The editorial Theirs to give & take away? (Our Take, September 7) presents an accurate account of how the Maoists are acting as arbiters of people’s lives — abducting and releasing, or killing, them at will.

india Updated: Sep 08, 2010 21:41 IST

The Naxals have a strategy, the government does not

The editorial Theirs to give & take away? (Our Take, September 7) presents an accurate account of how the Maoists are acting as arbiters of people’s lives — abducting and releasing, or killing, them at will. It’s true that they are far more organised in their rebellion against the authorities, who are dancing to the Maoists’ tune. This must end. The government realises that it has to deal with the Maoists firmly. Sadly, there is still no clarity over its policies to tackle the Naxal problem.

Ram Lal, via email

II

With reference to the report 9-day nightmare ends, Maoists free cops (September 7) though the release of the abducted policemen is good news for their families, it will be foolish to interpret this as defeat of the Maoists.
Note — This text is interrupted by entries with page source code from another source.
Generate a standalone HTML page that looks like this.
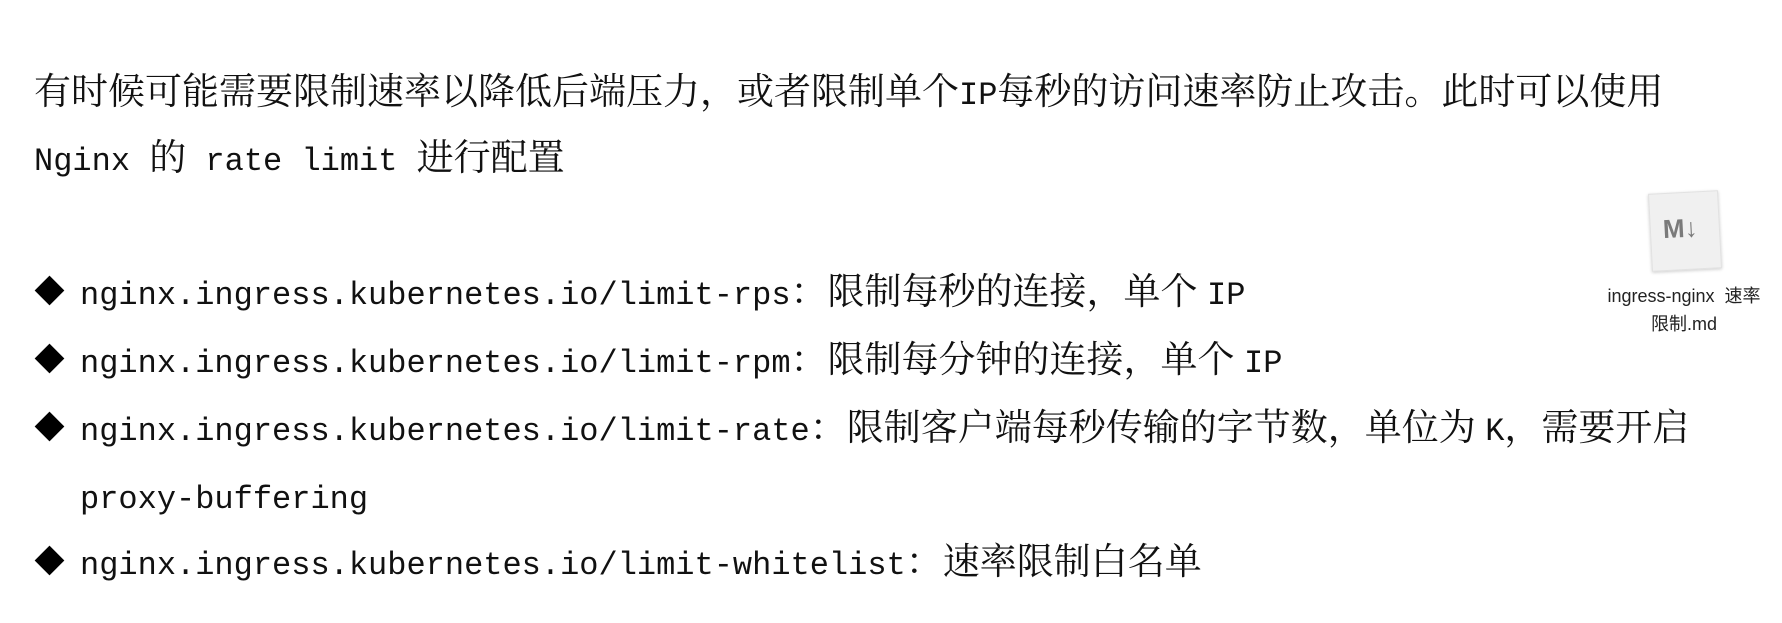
<!DOCTYPE html>
<html><head><meta charset="utf-8"><style>
body{margin:0;width:1782px;height:623px;background:#fff;overflow:hidden;position:relative;font-family:"Liberation Serif","Noto Serif CJK SC",serif;color:#111}
.l{position:absolute;left:34px;font-size:37px;line-height:40px;white-space:nowrap;font-family:"Noto Serif CJK SC","Noto Sans CJK SC",serif}
.m{font-family:"Liberation Mono",monospace;font-size:32px}
.b{position:absolute;left:39px;width:21px;height:21px;background:#000;transform:rotate(45deg)}
.lab{position:absolute;font-family:"Liberation Sans","Noto Sans CJK SC",sans-serif;font-size:18px;color:#222;text-align:center;width:220px;left:1574px}
</style></head><body>
<div class="l" style="top:68px">有时候可能需要限制速率以降低后端压力，或者限制单个<span class="m">IP</span>每秒的访问速率防止攻击。此时可以使用</div>
<div class="l" style="top:134px"><span class="m">Nginx </span>的<span class="m"> rate limit </span>进行配置</div>

<div class="b" style="top:280px"></div>
<div class="l" style="top:268px;left:80px"><span class="m">nginx.ingress.kubernetes.io/limit-rps</span>：限制每秒的连接，单个 <span class="m">IP</span></div>
<div class="b" style="top:348px"></div>
<div class="l" style="top:336px;left:80px"><span class="m">nginx.ingress.kubernetes.io/limit-rpm</span>：限制每分钟的连接，单个 <span class="m">IP</span></div>
<div class="b" style="top:416px"></div>
<div class="l" style="top:404px;left:80px"><span class="m">nginx.ingress.kubernetes.io/limit-rate</span>：限制客户端每秒传输的字节数，单位为 <span class="m">K</span>，需要开启</div>
<div class="l" style="top:472px;left:80px"><span class="m">proxy-buffering</span></div>
<div class="b" style="top:550px"></div>
<div class="l" style="top:538px;left:80px"><span class="m">nginx.ingress.kubernetes.io/limit-whitelist</span>：速率限制白名单</div>

<div style="position:absolute;left:1650px;top:192px;width:68px;height:76px;background:#f0f0f0;border:1px solid #e2e2e2;box-shadow:0 1px 3px rgba(0,0,0,.2);transform:rotate(-3deg)">
<div style="position:absolute;left:12px;top:20px;font:900 26px 'Liberation Sans',sans-serif;color:#7a7a7a">M&#8595;</div>
</div>
<div class="lab" style="top:282px">ingress-nginx&nbsp; 速率</div>
<div class="lab" style="top:310px">限制.md</div>
</body></html>
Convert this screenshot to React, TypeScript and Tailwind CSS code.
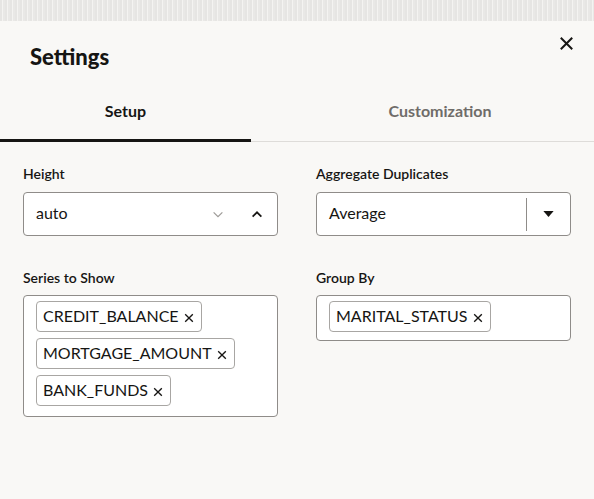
import React from "react";

function XIcon({ className = "" }: { className?: string }) {
  return (
    <svg viewBox="0 0 12 12" className={className} fill="none" stroke="currentColor" strokeWidth="1.6" strokeLinecap="square">
      <path d="M2 2 L10 10 M10 2 L2 10" />
    </svg>
  );
}

function Chip({ label }: { label: string }) {
  return (
    <div className="inline-flex h-[31px] items-center rounded-[4px] border border-[#a8a6a3] bg-white pl-[6px] pr-[7px] text-[16px] text-[#161513]">
      <span className="pb-[1px]">{label}</span>
      <XIcon className="ml-[5px] mt-[2px] h-[10px] w-[10px]" />
    </div>
  );
}

export default function App() {
  return (
    <div className="flex h-[499px] w-[594px] flex-col overflow-hidden bg-[#f9f8f6] text-[#161513]" style={{ fontFamily: "Lato, 'Liberation Sans', sans-serif" }}>
      <div className="h-[21px] w-full bg-[#ebeae8] bg-[repeating-linear-gradient(90deg,#e6e5e3_0px,#e6e5e3_2px,#f4f3f1_2px,#f4f3f1_3px,#e9e8e6_3px,#e9e8e6_5px)]" />
      <div className="flex items-start justify-between pl-[30px] pr-[20px]">
        <h1 className="mt-[23px] text-[22px] font-black leading-[26px]">Settings</h1>
        <XIcon className="mt-[15px] h-[15px] w-[15px] text-[#161513]" />
      </div>
      <div className="mt-[31px] flex">
        <div className="flex w-[251px] flex-col items-center">
          <span className="text-[16px] font-bold leading-[20px]">Setup</span>
          <div className="mt-[18px] h-[3px] w-full bg-[#161513]" />
        </div>
        <div className="flex flex-1 flex-col">
          <span className="pl-[35px] text-center text-[16px] font-bold leading-[20px] text-[#6f6c69]">Customization</span>
          <div className="mt-[20px] h-[1px] w-full bg-[#dedcd9]" />
        </div>
      </div>
      <div className="mt-[23px] grid grid-cols-[255px_255px] gap-x-[38px] px-[23px]">
        <div>
          <div className="text-[14px] font-semibold leading-[18px]">Height</div>
          <div className="mt-[9px] flex h-[44px] items-center rounded-[4px] border border-[#8f8c89] bg-white pl-[12px] pr-[14px] text-[16px]">
            <span className="flex-1 pb-[2px]">auto</span>
            <svg viewBox="0 0 12 8" className="mr-[27px] h-[7px] w-[12px] text-[#9e9b98]" fill="none" stroke="currentColor" strokeWidth="1.4">
              <path d="M1 1.5 L6 6.5 L11 1.5" />
            </svg>
            <svg viewBox="0 0 12 8" className="h-[7px] w-[12px] text-[#161513]" fill="none" stroke="currentColor" strokeWidth="2">
              <path d="M1 6.5 L6 1.5 L11 6.5" />
            </svg>
          </div>
        </div>
        <div>
          <div className="text-[14px] font-semibold leading-[18px]">Aggregate Duplicates</div>
          <div className="mt-[9px] flex h-[44px] items-center rounded-[4px] border border-[#8f8c89] bg-white pl-[12px] text-[16px]">
            <span className="flex-1 pb-[2px]">Average</span>
            <div className="h-[33px] w-[1px] bg-[#8f8c89]" />
            <div className="flex w-[43px] justify-center">
              <svg viewBox="0 0 12 7" className="h-[6px] w-[11px] text-[#161513]" fill="currentColor">
                <path d="M0 0 L12 0 L6 7 Z" />
              </svg>
            </div>
          </div>
        </div>
        <div className="mt-[33px]">
          <div className="text-[14px] font-semibold leading-[18px]">Series to Show</div>
          <div className="mt-[8px] flex flex-col items-start gap-[6px] rounded-[4px] border border-[#8f8c89] bg-white pb-[10px] pl-[12px] pt-[5px]">
            <Chip label="CREDIT_BALANCE" />
            <Chip label="MORTGAGE_AMOUNT" />
            <Chip label="BANK_FUNDS" />
          </div>
        </div>
        <div className="mt-[33px]">
          <div className="text-[14px] font-semibold leading-[18px]">Group By</div>
          <div className="mt-[8px] flex flex-col items-start rounded-[4px] border border-[#8f8c89] bg-white pb-[8px] pl-[12px] pt-[5px]">
            <Chip label="MARITAL_STATUS" />
          </div>
        </div>
      </div>
    </div>
  );
}
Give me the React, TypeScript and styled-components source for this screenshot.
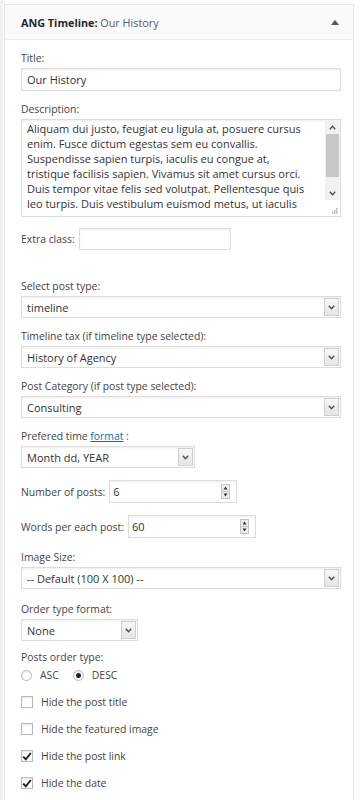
import React from 'react';
import styled, { createGlobalStyle } from 'styled-components';

const GlobalStyle = createGlobalStyle`
  html, body {
    margin: 0;
    padding: 0;
    background: #ffffff;
  }
  body {
    font-family: 'Open Sans', 'Liberation Sans', sans-serif;
  }
  * {
    box-sizing: border-box;
  }
`;

const Page = styled.div`
  min-height: 800px;
  border-left: 3px solid #f1f1f1;
  padding: 4px 0 0 1px;
`;

const Panel = styled.div`
  width: 350px;
  min-height: 820px;
  border: 1px solid #e5e5e5;
  background: #ffffff;
  box-shadow: 0 1px 1px rgba(0, 0, 0, 0.04);
`;

const Header = styled.div`
  height: 35px;
  display: flex;
  align-items: center;
  justify-content: space-between;
  padding: 0 14px 0 16px;
  background: #fafafa;
  border-bottom: 1px solid #eeeeee;
`;

const HeaderTitle = styled.h3`
  margin: 0;
  font-size: 10.8px;
  font-weight: 700;
  color: #23282d;
`;

const HeaderSub = styled.span`
  font-weight: 400;
  color: #555d66;
`;

const Body = styled.div`
  padding: 10px 12px 16px 16px;
`;

interface IFieldProps {
  $mb: number;
}

const Field = styled.div<IFieldProps>`
  margin-bottom: ${({ $mb }) => $mb}px;
`;

const Label = styled.label`
  display: block;
  font-size: 10.4px;
  line-height: 16px;
  color: #444444;
  margin-bottom: 2px;
`;

const InlineLabel = styled.span`
  font-size: 10.4px;
  line-height: 16px;
  color: #444444;
  white-space: nowrap;
`;

const Link = styled.a`
  color: #0073aa;
  text-decoration: underline;
`;

const Row = styled.div<IFieldProps>`
  display: flex;
  align-items: center;
  gap: 4px;
  margin-bottom: ${({ $mb }) => $mb}px;
`;

interface IBoxProps {
  $width?: number;
  $height?: number;
}

const TextInput = styled.input<IBoxProps>`
  display: block;
  width: ${({ $width }) => ($width ? `${$width}px` : '100%')};
  height: ${({ $height }) => $height ?? 23}px;
  margin: 0;
  padding: 0 5px;
  border: 1px solid #dddddd;
  border-radius: 0;
  box-shadow: inset 0 1px 2px rgba(0, 0, 0, 0.07);
  background: #ffffff;
  font-family: inherit;
  font-size: 11px;
  color: #333333;
  outline: none;
`;

const TextArea = styled.div`
  display: flex;
  height: 98px;
  border: 1px solid #dddddd;
  box-shadow: inset 0 1px 2px rgba(0, 0, 0, 0.07);
  background: #ffffff;
`;

const TextAreaBody = styled.div`
  flex: 1;
  overflow: hidden;
  padding: 1px 6px 0 5px;
  font-size: 11px;
  line-height: 15px;
  color: #333333;
  white-space: nowrap;
`;

const ScrollColumn = styled.div`
  width: 15px;
  display: flex;
  flex-direction: column;
`;

const ScrollTrack = styled.div`
  flex: 1;
  display: flex;
  flex-direction: column;
  align-items: center;
  background: #f1f1f1;
`;

const ScrollButton = styled.div`
  height: 14px;
  width: 100%;
  display: flex;
  align-items: center;
  justify-content: center;
`;

const ScrollThumb = styled.div`
  width: 13px;
  height: 43px;
  background: #c8c8c8;
`;

const ScrollSpacer = styled.div`
  flex: 1;
`;

const ResizeCorner = styled.div`
  height: 16px;
  display: flex;
  align-items: flex-end;
  justify-content: flex-end;
  padding: 0 2px 2px 0;
  background: #ffffff;
`;

const SelectBox = styled.div<IBoxProps>`
  display: flex;
  align-items: stretch;
  width: ${({ $width }) => ($width ? `${$width}px` : '100%')};
  height: 22px;
  padding: 1px;
  border: 1px solid #dddddd;
  box-shadow: inset 0 1px 2px rgba(0, 0, 0, 0.07);
  background: #ffffff;
`;

const SelectValue = styled.span`
  flex: 1;
  display: flex;
  align-items: center;
  padding-left: 4px;
  font-size: 11px;
  color: #333333;
  white-space: nowrap;
  overflow: hidden;
`;

const SelectArrow = styled.span`
  width: 15px;
  display: flex;
  align-items: center;
  justify-content: center;
  border: 1px solid #cfcfcf;
  background: linear-gradient(#f7f7f7, #e6e6e6);
`;

const NumberBox = styled.div<IBoxProps>`
  display: flex;
  align-items: center;
  justify-content: space-between;
  width: ${({ $width }) => $width}px;
  height: 23px;
  padding: 0 6px 0 3px;
  border: 1px solid #dddddd;
  box-shadow: inset 0 1px 2px rgba(0, 0, 0, 0.07);
  background: #ffffff;
  font-size: 11px;
  color: #333333;
`;

const Choice = styled.label`
  display: flex;
  align-items: center;
  gap: 8px;
  font-size: 10.4px;
  line-height: 16px;
  color: #444444;
`;

const RadioGroup = styled.div<IFieldProps>`
  display: flex;
  align-items: center;
  gap: 14px;
  margin-bottom: ${({ $mb }) => $mb}px;
`;

interface ICheckedProps {
  $checked: boolean;
}

const RadioDot = styled.span<ICheckedProps>`
  width: 11px;
  height: 11px;
  border-radius: 50%;
  border: 1px solid #b4b9be;
  background: #ffffff;
  box-shadow: inset 0 1px 2px rgba(0, 0, 0, 0.1);
  display: flex;
  align-items: center;
  justify-content: center;
  &::after {
    content: '';
    width: 5px;
    height: 5px;
    border-radius: 50%;
    background: ${({ $checked }) => ($checked ? '#222222' : 'transparent')};
  }
`;

const CheckRow = styled(Choice)`
  margin-bottom: 11px;
`;

const CheckBox = styled.span`
  width: 12px;
  height: 12px;
  border: 1px solid #b4b9be;
  background: #ffffff;
  box-shadow: inset 0 1px 2px rgba(0, 0, 0, 0.1);
  display: flex;
  align-items: center;
  justify-content: center;
`;

const Chevron = ({ up }: { up?: boolean }) => (
  <svg width="7" height="5" viewBox="0 0 7 5">
    <path
      d={up ? 'M0.8 4.2 L3.5 1.3 L6.2 4.2' : 'M0.8 0.8 L3.5 3.7 L6.2 0.8'}
      fill="none"
      stroke="#505050"
      strokeWidth="1.4"
    />
  </svg>
);

const Spinner = () => (
  <svg width="9" height="15" viewBox="0 0 9 15">
    <rect x="0.5" y="0.5" width="8" height="14" fill="#eeeeee" stroke="#c4c4c4" />
    <line x1="0.5" y1="7.5" x2="8.5" y2="7.5" stroke="#c4c4c4" />
    <polygon points="2.5,5.5 6.5,5.5 4.5,2.5" fill="#333333" />
    <polygon points="2.5,9.5 6.5,9.5 4.5,12.5" fill="#333333" />
  </svg>
);

const Tick = () => (
  <svg width="10" height="9" viewBox="0 0 10 9">
    <path d="M1.2 4.6 L3.8 7.4 L8.8 1" fill="none" stroke="#1e1e1e" strokeWidth="1.9" />
  </svg>
);

const Select: React.FC<{ value: string; width?: number }> = ({ value, width }) => (
  <SelectBox $width={width}>
    <SelectValue>{value}</SelectValue>
    <SelectArrow>
      <Chevron />
    </SelectArrow>
  </SelectBox>
);

const descriptionLines = [
  'Aliquam dui justo, feugiat eu ligula at, posuere cursus',
  'enim. Fusce dictum egestas sem eu convallis.',
  'Suspendisse sapien turpis, iaculis eu congue at,',
  'tristique facilisis sapien. Vivamus sit amet cursus orci.',
  'Duis tempor vitae felis sed volutpat. Pellentesque quis',
  'leo turpis. Duis vestibulum euismod metus, ut iaculis'
];

const checks = [
  { title: 'Hide the post title', checked: false },
  { title: 'Hide the featured image', checked: false },
  { title: 'Hide the post link', checked: true },
  { title: 'Hide the date', checked: true }
];

const App: React.FC = () => {
  return (
    <Page>
      <GlobalStyle />
      <Panel>
        <Header>
          <HeaderTitle>
            ANG Timeline: <HeaderSub>Our History</HeaderSub>
          </HeaderTitle>
          <svg width="8" height="5" viewBox="0 0 8 5">
            <polygon points="0,5 8,5 4,0" fill="#50575e" />
          </svg>
        </Header>
        <Body>
          <Field $mb={10}>
            <Label>Title:</Label>
            <TextInput defaultValue="Our History" />
          </Field>

          <Field $mb={11}>
            <Label>Description:</Label>
            <TextArea>
              <TextAreaBody>
                {descriptionLines.map((line, index) => (
                  <div key={index}>{line}</div>
                ))}
              </TextAreaBody>
              <ScrollColumn>
                <ScrollTrack>
                  <ScrollButton>
                    <Chevron up />
                  </ScrollButton>
                  <ScrollThumb />
                  <ScrollSpacer />
                  <ScrollButton>
                    <Chevron />
                  </ScrollButton>
                </ScrollTrack>
                <ResizeCorner>
                  <svg width="6" height="6" viewBox="0 0 6 6">
                    <rect x="4" y="0" width="1.5" height="1.5" fill="#b0b0b0" />
                    <rect x="2" y="2" width="1.5" height="1.5" fill="#b0b0b0" />
                    <rect x="4" y="2" width="1.5" height="1.5" fill="#b0b0b0" />
                    <rect x="0" y="4" width="1.5" height="1.5" fill="#b0b0b0" />
                    <rect x="2" y="4" width="1.5" height="1.5" fill="#b0b0b0" />
                    <rect x="4" y="4" width="1.5" height="1.5" fill="#b0b0b0" />
                  </svg>
                </ResizeCorner>
              </ScrollColumn>
            </TextArea>
          </Field>

          <Row $mb={28}>
            <InlineLabel>Extra class:</InlineLabel>
            <TextInput $width={152} $height={22} />
          </Row>

          <Field $mb={10}>
            <Label>Select post type:</Label>
            <Select value="timeline" />
          </Field>

          <Field $mb={10}>
            <Label>Timeline tax (if timeline type selected):</Label>
            <Select value="History of Agency" />
          </Field>

          <Field $mb={10}>
            <Label>Post Category (if post type selected):</Label>
            <Select value="Consulting" />
          </Field>

          <Field $mb={12}>
            <Label>
              Prefered time <Link href="#">format</Link> :
            </Label>
            <Select value="Month dd, YEAR" width={174} />
          </Field>

          <Row $mb={12}>
            <InlineLabel>Number of posts:</InlineLabel>
            <NumberBox $width={128}>
              <span>6</span>
              <Spinner />
            </NumberBox>
          </Row>

          <Row $mb={11}>
            <InlineLabel>Words per each post:</InlineLabel>
            <NumberBox $width={128}>
              <span>60</span>
              <Spinner />
            </NumberBox>
          </Row>

          <Field $mb={12}>
            <Label>Image Size:</Label>
            <Select value="-- Default (100 X 100) --" />
          </Field>

          <Field $mb={8}>
            <Label>Order type format:</Label>
            <Select value="None" width={117} />
          </Field>

          <Label>Posts order type:</Label>
          <RadioGroup $mb={11}>
            <Choice>
              <RadioDot $checked={false} />
              ASC
            </Choice>
            <Choice>
              <RadioDot $checked />
              DESC
            </Choice>
          </RadioGroup>

          {checks.map((item, index) => (
            <CheckRow key={index}>
              <CheckBox>{item.checked && <Tick />}</CheckBox>
              {item.title}
            </CheckRow>
          ))}
        </Body>
      </Panel>
    </Page>
  );
};

export default App;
The episode should make both the Centre and state governments realise that a lack of unity among various political parties is strengthening the insurgents. They must reach a consensus to fight Naxalism at the earliest.

Danendra Jain, via email

Don’t go down Pak’s path

The editorial Hunting with the hounds (Our Take, September 6) rightly points out that Pakistan is neck-deep in trouble. The recent floods have wreaked havoc on the nation and the periodic bomb blasts are killing several innocents. Also, Pakistan’s domestic problems are growing by the day. This should be an eye-opener for the separatists in Kashmir. They should realise that approving and promoting ethnic violence is a bad strategy. The Muslims, like believers of any other religion, want to lead a peaceful life. This is the true meaning of azadi. We should refrain from repeating the mistakes that Pakistan has been making, and which have been destroying it, for decades.

Haleem Farooqui, Bhopal

Not a world-class apart

The editorial Strut along Delusional St (Our Take, September 4) made for interesting reading and touched upon various aspects of life in modern India. A lot still needs to be done to turn the government’s claim of India being a world-class nation into reality. Our habit of finding ‘jugads’ to all problems big or small might give temporary solutions, but it hampers national development in the long run.

Rajan Kalia, via email

Mutual dependence society

Pankaj Vohra in Is YSR’s son safe bet for Congress? (Between Us, September 6) rightly states that the Congress can’t afford to sideline Jaganmohan Reddy if it wants to return to power in Andhra Pradesh. Jagan is not a good administrator. He lacks his father’s charisma. But he can get thousands of sympathy votes for the Congress. The truth is that Jagan also needs the Congress to realise his dream of becoming the chief minister.

Bal Govind, Noida

Covering up a cover-up?

With reference to the report Bigger fix: Pak player dishes out more dirt (September 6), neither the Pakistani government nor the cricketers are trustworthy. The urgency in the reactions of every Pakistani, including the prime minister and the country’s high commissioner to Britain, to the spot-fixing scandal is surprising. It seems that they are either trying to cover up some other ‘mistakes’ or the various internal problems of the country have been resolved overnight.